Namun, Amzulian juga berpikir untuk membuat aplikasi pengaduan kode etik hakim, di mana masyarakat tinggal klik pada layar ponsel ketika menemukan ada perilaku sehari-hari para hakim yang tidak sesuai dengan 10 kode etik.
"Memang tidak bisa menghukum (hakim) pada saat itu, tapi paling tidak ketika dicek silang (cross check) ada data yang benar pelapor itu. Ini menjadi basis data bagi KY di dalam suatu saat misalnya, kalau diperlukan," kata Amzulian.

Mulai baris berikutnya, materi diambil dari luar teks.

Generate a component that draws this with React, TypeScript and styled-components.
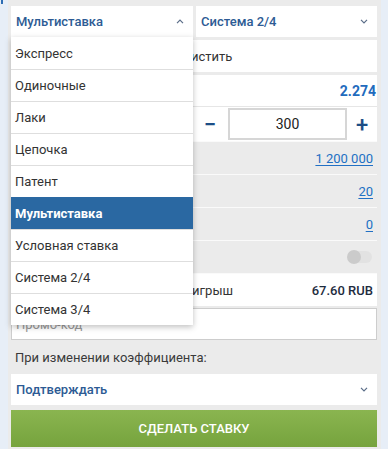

Ia juga menginginkan adanya tradisi menerbitkan eksaminasi putusan para hakim untuk kalangan praktisi hukum. Tradisi mengeksaminasi putusan itu dinilai dapat bermanfaat bagi institusi pendidikan hukum di Indonesia dan para pelajar ilmu hukum.
Amzulian menyatakan eksaminasi putusan bukan hanya untuk kepentingan KY, tapi juga meningkatkan kemampuan mahasiswa-mahasiswa Ilmu Hukum di Indonesia. "Saya yakin di Komisi III DPR RI ini banyak yang berpengalaman di bidang praktik hukum. Bagaimana ketika merekrut sarjana hukum baru ya? Mereka (pelajar) tidak terbiasa membaca putusan-putusan hakim," kata Amzulian.
Untuk eksaminasi putusan tersebut, KY bisa mendekati para advokat yang tergabung dalam induk organisasi advokat seperti Perhimpunan Advokat Indonesia (Peradi) dan lain-lain.
"Mereka (praktisi-praktisi hukum) ingin sekali ini diketahui publik, mereka ingin sekali ini dieksaminasi. Saya yakin para advokat di bidang tersebut, dugaan saya, pasti punya pengalaman seperti itu," kata Amzulian.